I've verified that this solution works by using a modified version of
"bug7161.sh". A full ThinLinc upgrade test remains.
------- Comment #20 From cendio 2018-05-02 14:52:38 -------
Alternative approach committed now. Need to do final (re-)testing, but then we
should be done.
------- Comment #22 From cendio 2018-05-03 14:12:44 -------
Can't see any issues when testing build 5770 on Ubuntu 16.04. Works well and
can reconnect to sessions started before an upgrade.
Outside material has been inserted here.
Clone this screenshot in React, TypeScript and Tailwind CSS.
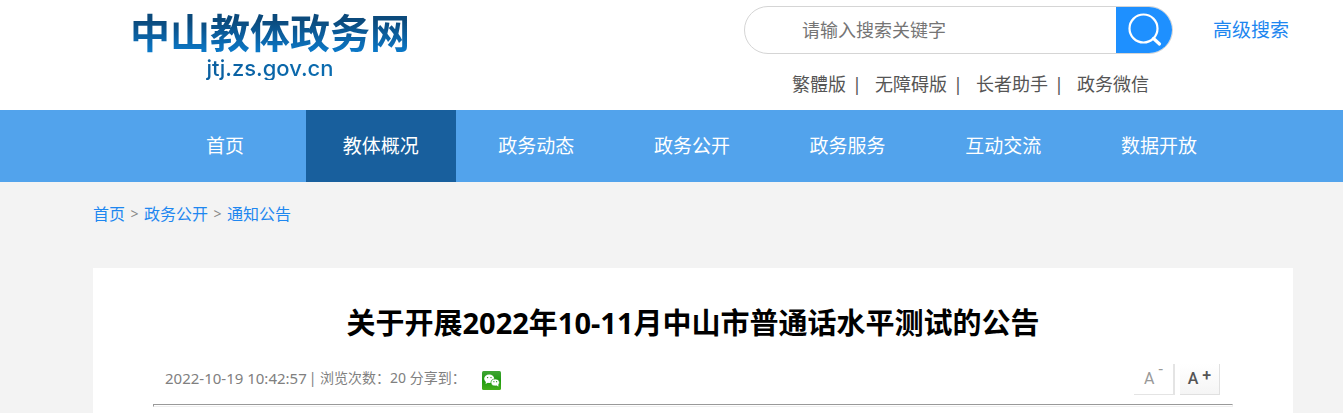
import { clsx } from "clsx";

const navItems = [
  { label: "首页" },
  { label: "教体概况", active: true },
  { label: "政务动态" },
  { label: "政务公开" },
  { label: "政务服务" },
  { label: "互动交流" },
  { label: "数据开放" },
];

const quickLinks = ["繁體版", "无障碍版", "长者助手", "政务微信"];

const breadcrumbs = ["首页", "政务公开", "通知公告"];

function SearchIcon() {
  return (
    <svg className="h-9 w-9" viewBox="0 0 36 36" fill="none" stroke="white" aria-hidden="true">
      <circle cx="17.5" cy="16.5" r="14" strokeWidth="2.2" />
      <path d="M27.5 26.5L33.5 32" strokeWidth="3.2" strokeLinecap="round" />
    </svg>
  );
}

function WechatIcon() {
  return (
    <svg className="h-[19px] w-[19px]" viewBox="0 0 19 19" aria-hidden="true">
      <defs>
        <linearGradient id="wechat-bg" x1="0" y1="0" x2="0" y2="1">
          <stop offset="0" stopColor="#3fa535" />
          <stop offset="0.5" stopColor="#1f9a10" />
          <stop offset="1" stopColor="#45b01a" />
        </linearGradient>
      </defs>
      <rect width="19" height="19" rx="1.5" fill="url(#wechat-bg)" />
      <path d="M4 10.5L3.6 13L6.2 11.5Z" fill="#fff" />
      <ellipse cx="7.2" cy="7.8" rx="5" ry="4.2" fill="#fff" />
      <ellipse cx="13.2" cy="11.5" rx="4.2" ry="3.5" fill="#fff" stroke="#2a9d18" strokeWidth="0.7" />
      <path d="M14.5 14.3L16.4 15.8L16.2 13.4Z" fill="#fff" />
      <circle cx="5.6" cy="6.6" r="0.7" fill="#1f8a12" />
      <circle cx="9" cy="6.6" r="0.7" fill="#1f8a12" />
      <circle cx="11.9" cy="10.7" r="0.6" fill="#1f8a12" />
      <circle cx="14.6" cy="10.7" r="0.6" fill="#1f8a12" />
    </svg>
  );
}

function Header() {
  return (
    <header className="flex h-[110px] items-start justify-between bg-white pr-[54px] pl-[130px]">
      <a href="#" className="flex flex-col items-center pt-3">
        <span className="bg-linear-to-b from-[#0b4a7c] from-20% to-[#0a78c8] to-90% bg-clip-text font-['Liberation_Sans','Noto_Sans_CJK_SC',sans-serif] text-[40px] leading-[44px] font-bold text-transparent">
          中山教体政务网
        </span>
        <span className="bg-linear-to-r from-[#0a5fa0] to-[#0a6cb0] bg-clip-text font-['Inter',sans-serif] text-[22px] leading-6 font-medium text-transparent">
          jtj.zs.gov.cn
        </span>
      </a>

      <div className="flex items-start gap-10 pt-[6px]">
        <div className="flex flex-col">
          <form className="flex h-12 w-[429px] overflow-hidden rounded-full border border-[#d5d5d5]">
            <input
              type="text"
              aria-label="搜索"
              placeholder="请输入搜索关键字"
              className="min-w-0 flex-1 pl-[57px] text-[18px] text-[#757575] outline-none placeholder:text-[#757575]"
            />
            <button
              type="button"
              aria-label="搜索"
              className="flex w-14 items-center justify-center bg-[#1e90ff]"
            >
              <SearchIcon />
            </button>
          </form>
          <ul className="flex pt-4 pl-12 text-[18px] leading-7 text-[#555]">
            {quickLinks.map((link, i) => (
              <li key={link} className="flex">
                {i > 0 && <span className="w-[29px] pl-[6px]">|</span>}
                <a href="#">{link}</a>
              </li>
            ))}
          </ul>
        </div>
        <a href="#" className="text-[19px] leading-12 text-[#1e87f0]">
          高级搜索
        </a>
      </div>
    </header>
  );
}

function NavBar() {
  return (
    <nav className="bg-[#52a3ec] pr-[109px] pl-[150px]">
      <ul className="flex justify-between">
        {navItems.map((item) => (
          <li key={item.label}>
            <a
              href="#"
              className={clsx(
                "block w-[150px] text-center text-[19px] leading-[72px] text-white",
                item.active && "bg-[#185f9d]"
              )}
            >
              {item.label}
            </a>
          </li>
        ))}
      </ul>
    </nav>
  );
}

function Breadcrumb() {
  return (
    <nav aria-label="当前位置" className="flex h-[86px] pt-5 text-[16px] leading-6">
      {breadcrumbs.map((crumb, i) => (
        <span key={crumb} className="flex">
          {i > 0 && <span className="w-[19px] text-center text-[14px] text-[#888]">&gt;</span>}
          <a href="#" className="text-[#1e87f0]">
            {crumb}
          </a>
        </span>
      ))}
    </nav>
  );
}

function Article() {
  return (
    <article className="bg-white pt-[34px] pr-[60px] pb-2 pl-[60px]">
      <h1 className="text-center text-[29px] leading-[42px] font-bold text-black">
        关于开展2022年10-11月中山市普通话水平测试的公告
      </h1>
      <div className="flex h-[60px] items-start justify-between pt-5 pr-[13px] pl-3">
        <div className="flex items-start text-[14px] leading-7 text-[#808080]">
          <time className="text-[15px]">2022-10-19 10:42:57</time>
          <span className="pl-[2px]">| 浏览次数：20 分享到：</span>
          <button type="button" aria-label="微信" className="ml-4 pt-[7px]">
            <WechatIcon />
          </button>
        </div>
        <div className="flex gap-[5px] font-[Roboto,sans-serif]">
          <button
            type="button"
            className="flex h-[31px] w-[41px] justify-center gap-1 border-r-2 border-b border-[#e4e4e4] text-[16px] leading-[29px] text-[#999]"
          >
            A<span className="leading-3">-</span>
          </button>
          <button
            type="button"
            className="flex h-[31px] w-10 justify-center gap-1 border-r border-b border-[#e0e0e0] bg-linear-to-b from-white to-[#f5f5f5] text-[16px] leading-[29px] font-medium text-[#555]"
          >
            A<span className="leading-6">+</span>
          </button>
        </div>
      </div>
      <hr className="h-[3px] border border-t-[#999] border-r-[#eee] border-b-[#eee] border-l-[#999]" />
    </article>
  );
}

export default function App() {
  return (
    <div className="min-h-screen bg-[#f3f3f3] font-['Noto_Sans','Noto_Sans_CJK_SC',sans-serif]">
      <Header />
      <NavBar />
      <main className="pr-[50px] pl-[93px]">
        <Breadcrumb />
        <Article />
      </main>
    </div>
  );
}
------- Comment #23 From cendio 2018-05-03 14:42:18 -------
Could reproduce the issue when upgrading from 4.8.0 to 4.8.1 on RHEL7:

2018-05-03 14:34:04 WARNING vsmagent.session: Broken session for user cendio,
tl-session pid 19240 is not tl-session

And when upgrading from 4.8.1 to build 5770 I can can successfully reconnect to
a session started prior to the upgrade. Looks good.